# Basic Linguistic Features

This notebook introduces basic linguistic features used in NLP. It contains exercises on:
* Part-of-Speech tagging
* Named Entity Recognition

We will use SpaCy for this task.

## Part-of-Speech Tagging (PoS)

#### Documentation
* https://spacy.io/api/annotation#pos-en

In [None]:
# Install spacy
%pip install spacy

In [None]:
# Download the English model
# find more models at https://spacy.io/models
!python -m spacy download en_core_web_md

In [None]:
import en_core_web_md
import spacy
from spacy import displacy

# Load the spaCy model into the variable 'nlp'
nlp = en_core_web_md.load()

In [None]:
doc = nlp("This is a new sentence with a special meaning.

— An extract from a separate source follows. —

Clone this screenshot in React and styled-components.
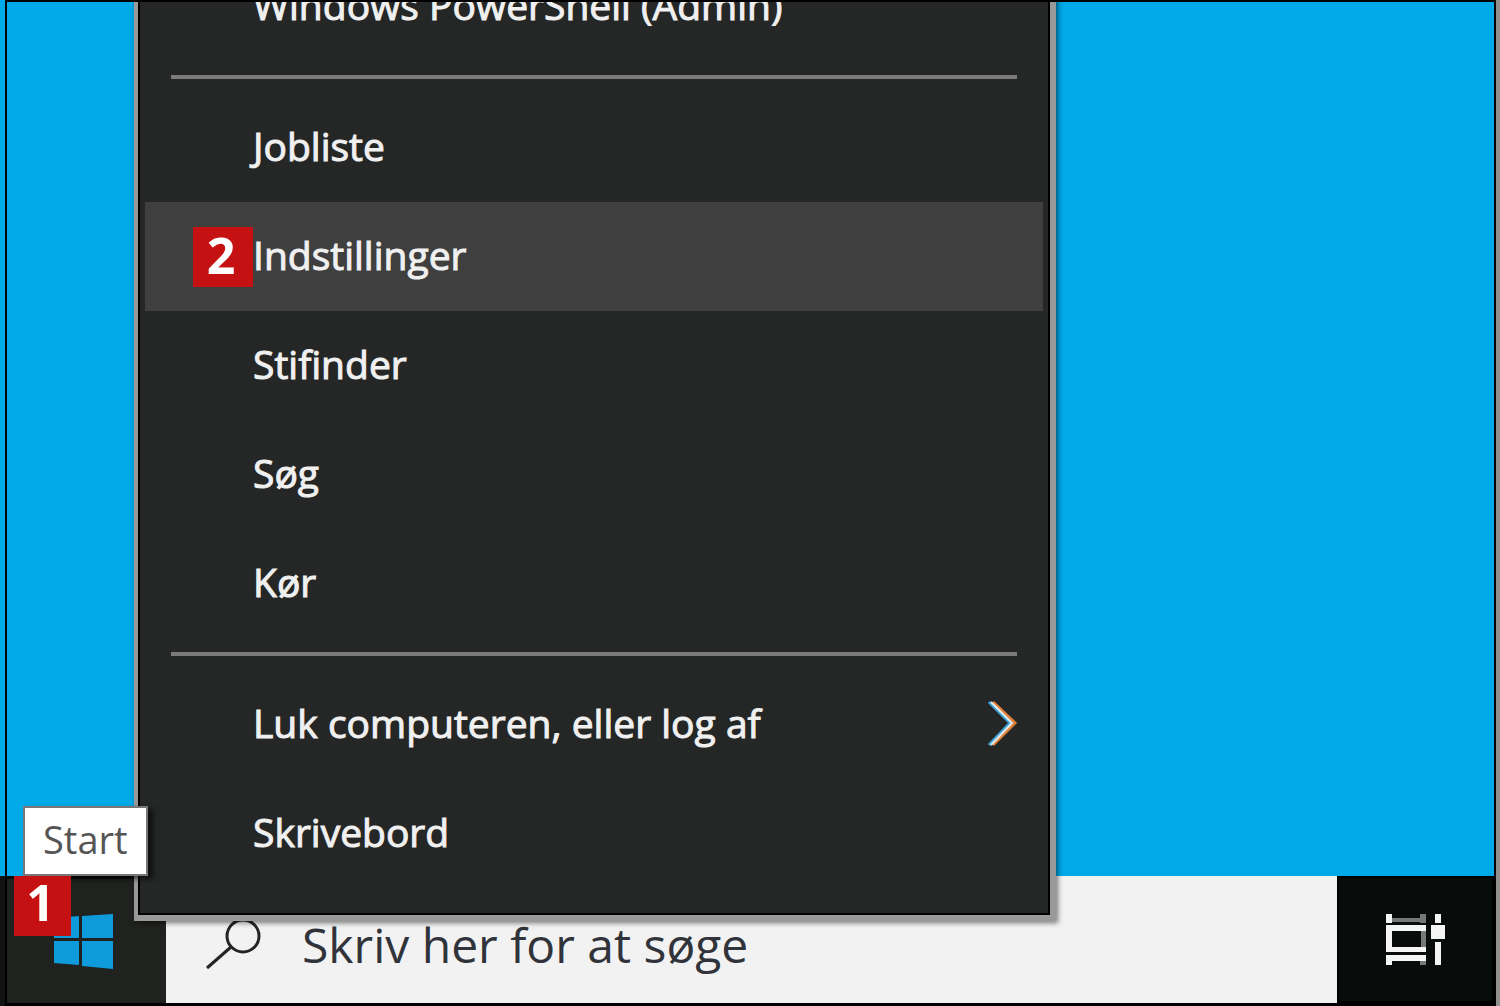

Now I'm on a new Laptop, P43s!")
for token in doc:
    print(
        token.text, # string of the token
        token.lemma_, # base form of the token
        token.pos_, # part of speech
        token.tag_, # detailed part of speech
        token.dep_, # syntactic dependency
        token.shape_, # word shape
        token.is_alpha, # is the token an alpha character
        token.is_stop # is the token a stop word
    )

In [None]:
spacy.explain("attr")

In [None]:
displacy.render(doc, style="dep")

## Named Entity Recognition (NER)

#### Documentation
* https://spacy.io/api/annotation#named-entities

In [None]:
from spacy import displacy
import en_core_web_md

nlp = en_core_web_md.load()

In [None]:
doc = nlp("When Sebastian Thrun started working on self-driving cars at Google in 2007,\
          few people outside of the company took him seriously.")
for ent in doc.ents:
    print(ent.text, ent.start_char, ent.end_char, ent.label_)

In [None]:
displacy.render(doc, style="ent")